— start —

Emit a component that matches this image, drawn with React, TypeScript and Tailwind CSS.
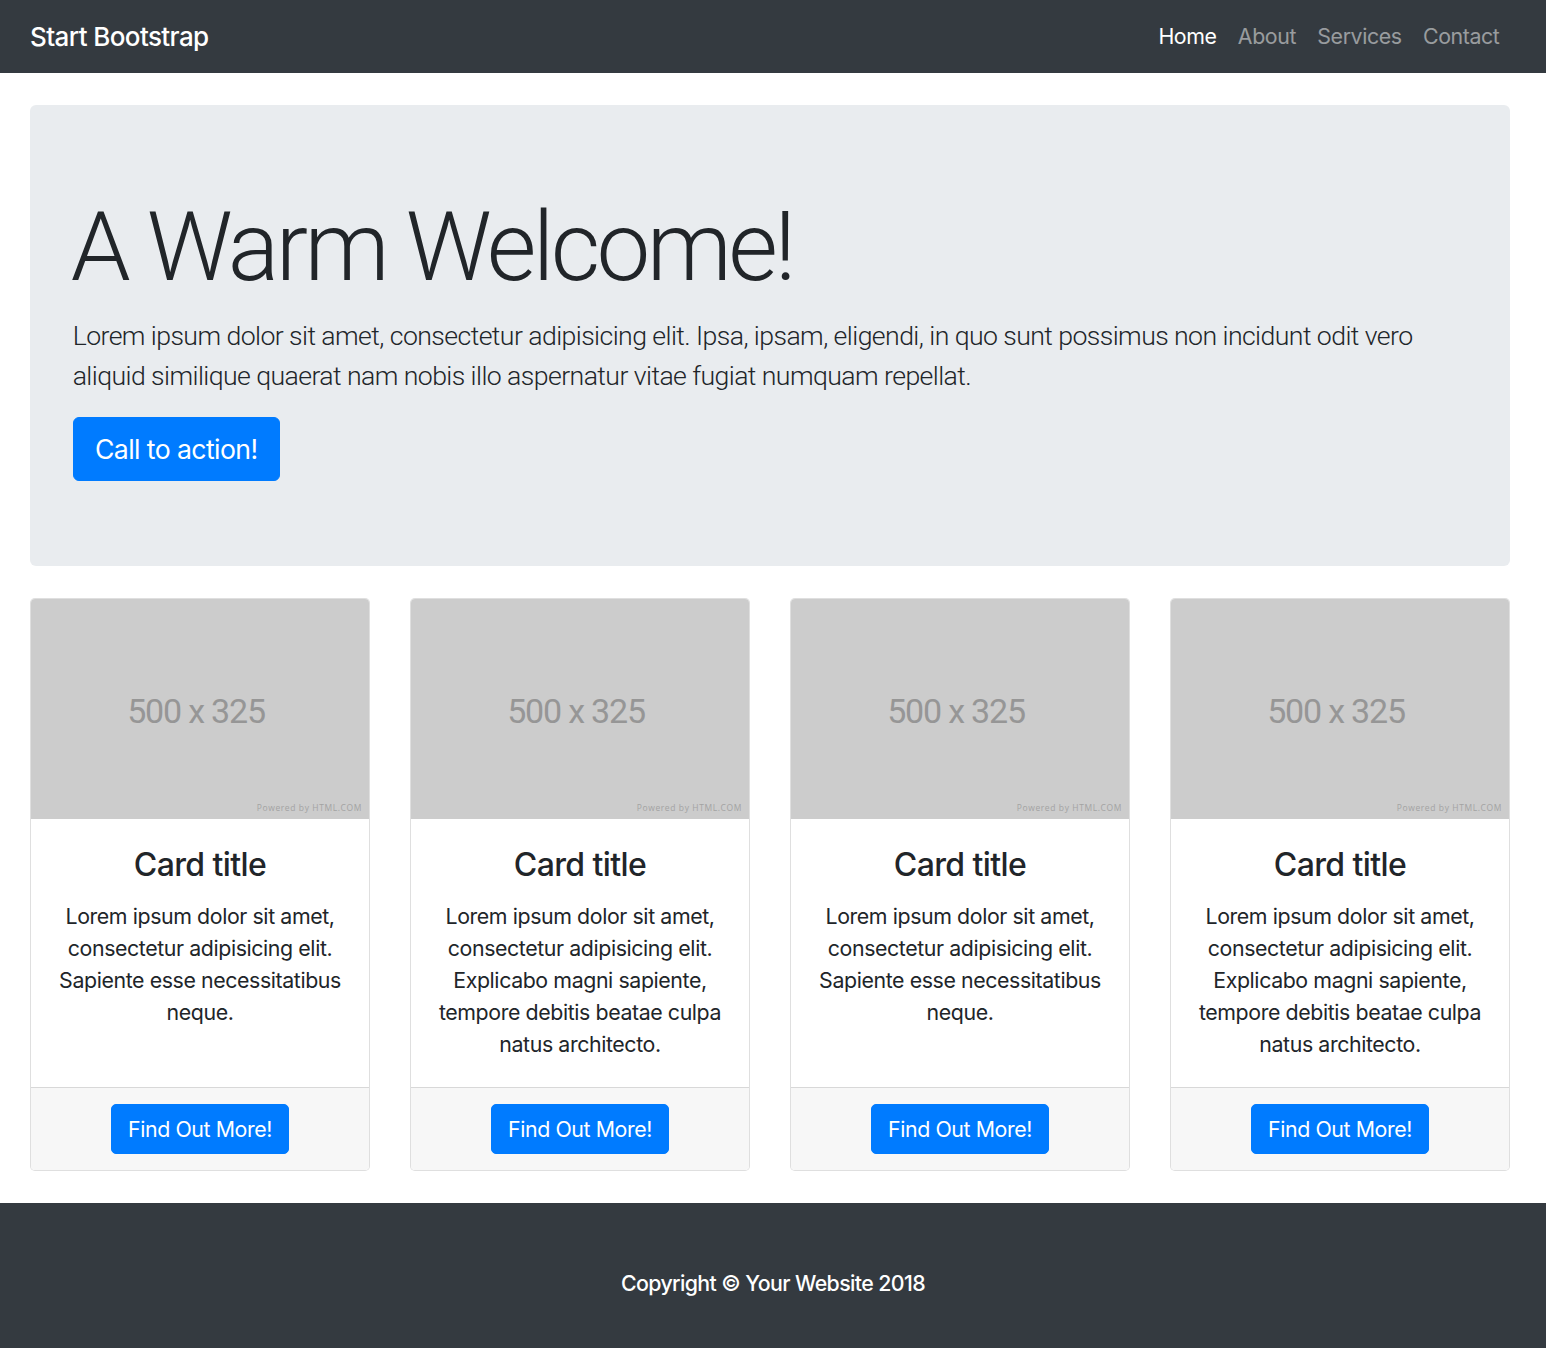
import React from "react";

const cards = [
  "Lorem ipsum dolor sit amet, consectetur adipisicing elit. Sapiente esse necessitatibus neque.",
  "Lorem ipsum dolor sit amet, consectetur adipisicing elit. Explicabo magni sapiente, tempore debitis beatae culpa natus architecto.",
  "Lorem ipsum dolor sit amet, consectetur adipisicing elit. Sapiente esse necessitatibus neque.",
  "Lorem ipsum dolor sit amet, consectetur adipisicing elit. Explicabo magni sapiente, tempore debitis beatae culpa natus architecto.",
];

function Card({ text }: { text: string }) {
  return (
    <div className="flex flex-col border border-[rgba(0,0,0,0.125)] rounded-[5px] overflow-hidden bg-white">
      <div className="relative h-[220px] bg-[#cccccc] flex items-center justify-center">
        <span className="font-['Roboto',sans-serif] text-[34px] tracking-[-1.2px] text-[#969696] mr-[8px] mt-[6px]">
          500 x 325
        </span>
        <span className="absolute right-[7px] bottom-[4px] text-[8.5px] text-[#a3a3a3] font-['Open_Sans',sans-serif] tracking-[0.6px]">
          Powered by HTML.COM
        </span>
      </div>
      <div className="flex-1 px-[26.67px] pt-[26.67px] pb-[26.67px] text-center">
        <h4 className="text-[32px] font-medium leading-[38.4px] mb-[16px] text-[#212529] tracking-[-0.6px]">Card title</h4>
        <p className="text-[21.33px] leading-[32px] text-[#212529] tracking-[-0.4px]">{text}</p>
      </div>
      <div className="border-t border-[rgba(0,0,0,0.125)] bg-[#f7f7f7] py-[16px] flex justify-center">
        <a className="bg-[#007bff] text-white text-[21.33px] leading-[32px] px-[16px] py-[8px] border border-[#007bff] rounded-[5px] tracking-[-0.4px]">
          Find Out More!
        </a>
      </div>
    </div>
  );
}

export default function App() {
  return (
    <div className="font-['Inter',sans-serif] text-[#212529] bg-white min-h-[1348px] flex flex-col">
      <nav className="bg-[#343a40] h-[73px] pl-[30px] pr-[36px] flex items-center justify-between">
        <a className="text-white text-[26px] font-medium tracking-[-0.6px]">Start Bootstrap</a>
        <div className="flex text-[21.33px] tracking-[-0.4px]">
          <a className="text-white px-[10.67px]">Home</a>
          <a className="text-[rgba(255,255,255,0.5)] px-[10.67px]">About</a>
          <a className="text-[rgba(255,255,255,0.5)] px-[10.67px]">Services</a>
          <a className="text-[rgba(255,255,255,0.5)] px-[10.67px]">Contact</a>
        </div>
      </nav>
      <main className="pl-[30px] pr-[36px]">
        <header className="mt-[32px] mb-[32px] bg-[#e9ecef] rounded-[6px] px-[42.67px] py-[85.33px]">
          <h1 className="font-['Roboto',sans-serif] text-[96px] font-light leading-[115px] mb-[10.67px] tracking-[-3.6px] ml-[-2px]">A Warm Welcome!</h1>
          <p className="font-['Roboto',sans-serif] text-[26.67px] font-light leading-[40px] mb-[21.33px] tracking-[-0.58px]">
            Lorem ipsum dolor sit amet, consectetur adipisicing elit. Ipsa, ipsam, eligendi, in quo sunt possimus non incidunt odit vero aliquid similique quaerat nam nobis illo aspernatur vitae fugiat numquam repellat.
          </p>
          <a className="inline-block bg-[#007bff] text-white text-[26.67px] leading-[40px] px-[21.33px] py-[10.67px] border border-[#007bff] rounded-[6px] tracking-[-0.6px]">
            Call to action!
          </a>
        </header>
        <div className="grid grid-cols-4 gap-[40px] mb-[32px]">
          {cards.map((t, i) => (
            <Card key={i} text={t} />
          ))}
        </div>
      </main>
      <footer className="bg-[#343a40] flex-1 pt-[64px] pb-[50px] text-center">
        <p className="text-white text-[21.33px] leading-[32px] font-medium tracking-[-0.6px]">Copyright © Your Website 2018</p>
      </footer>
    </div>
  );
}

— end —

### Aim of the exercise
Repeat the data exactly, without the pictures.

### Task response
Emit a component that matches this image, drawn with React, TypeScript and Tailwind CSS.
import React from "react";

const cards = [
  "Lorem ipsum dolor sit amet, consectetur adipisicing elit. Sapiente esse necessitatibus neque.",
  "Lorem ipsum dolor sit amet, consectetur adipisicing elit. Explicabo magni sapiente, tempore debitis beatae culpa natus architecto.",
  "Lorem ipsum dolor sit amet, consectetur adipisicing elit. Sapiente esse necessitatibus neque.",
  "Lorem ipsum dolor sit amet, consectetur adipisicing elit. Explicabo magni sapiente, tempore debitis beatae culpa natus architecto.",
];

function Card({ text }: { text: string }) {
  return (
    <div className="flex flex-col border border-[rgba(0,0,0,0.125)] rounded-[5px] overflow-hidden bg-white">
      <div className="relative h-[220px] bg-[#cccccc] flex items-center justify-center">
        <span className="font-['Roboto',sans-serif] text-[34px] tracking-[-1.2px] text-[#969696] mr-[8px] mt-[6px]">
          500 x 325
        </span>
        <span className="absolute right-[7px] bottom-[4px] text-[8.5px] text-[#a3a3a3] font-['Open_Sans',sans-serif] tracking-[0.6px]">
          Powered by HTML.COM
        </span>
      </div>
      <div className="flex-1 px-[26.67px] pt-[26.67px] pb-[26.67px] text-center">
        <h4 className="text-[32px] font-medium leading-[38.4px] mb-[16px] text-[#212529] tracking-[-0.6px]">Card title</h4>
        <p className="text-[21.33px] leading-[32px] text-[#212529] tracking-[-0.4px]">{text}</p>
      </div>
      <div className="border-t border-[rgba(0,0,0,0.125)] bg-[#f7f7f7] py-[16px] flex justify-center">
        <a className="bg-[#007bff] text-white text-[21.33px] leading-[32px] px-[16px] py-[8px] border border-[#007bff] rounded-[5px] tracking-[-0.4px]">
          Find Out More!
        </a>
      </div>
    </div>
  );
}

export default function App() {
  return (
    <div className="font-['Inter',sans-serif] text-[#212529] bg-white min-h-[1348px] flex flex-col">
      <nav className="bg-[#343a40] h-[73px] pl-[30px] pr-[36px] flex items-center justify-between">
        <a className="text-white text-[26px] font-medium tracking-[-0.6px]">Start Bootstrap</a>
        <div className="flex text-[21.33px] tracking-[-0.4px]">
          <a className="text-white px-[10.67px]">Home</a>
          <a className="text-[rgba(255,255,255,0.5)] px-[10.67px]">About</a>
          <a className="text-[rgba(255,255,255,0.5)] px-[10.67px]">Services</a>
          <a className="text-[rgba(255,255,255,0.5)] px-[10.67px]">Contact</a>
        </div>
      </nav>
      <main className="pl-[30px] pr-[36px]">
        <header className="mt-[32px] mb-[32px] bg-[#e9ecef] rounded-[6px] px-[42.67px] py-[85.33px]">
          <h1 className="font-['Roboto',sans-serif] text-[96px] font-light leading-[115px] mb-[10.67px] tracking-[-3.6px] ml-[-2px]">A Warm Welcome!</h1>
          <p className="font-['Roboto',sans-serif] text-[26.67px] font-light leading-[40px] mb-[21.33px] tracking-[-0.58px]">
            Lorem ipsum dolor sit amet, consectetur adipisicing elit. Ipsa, ipsam, eligendi, in quo sunt possimus non incidunt odit vero aliquid similique quaerat nam nobis illo aspernatur vitae fugiat numquam repellat.
          </p>
          <a className="inline-block bg-[#007bff] text-white text-[26.67px] leading-[40px] px-[21.33px] py-[10.67px] border border-[#007bff] rounded-[6px] tracking-[-0.6px]">
            Call to action!
          </a>
        </header>
        <div className="grid grid-cols-4 gap-[40px] mb-[32px]">
          {cards.map((t, i) => (
            <Card key={i} text={t} />
          ))}
        </div>
      </main>
      <footer className="bg-[#343a40] flex-1 pt-[64px] pb-[50px] text-center">
        <p className="text-white text-[21.33px] leading-[32px] font-medium tracking-[-0.6px]">Copyright © Your Website 2018</p>
      </footer>
    </div>
  );
}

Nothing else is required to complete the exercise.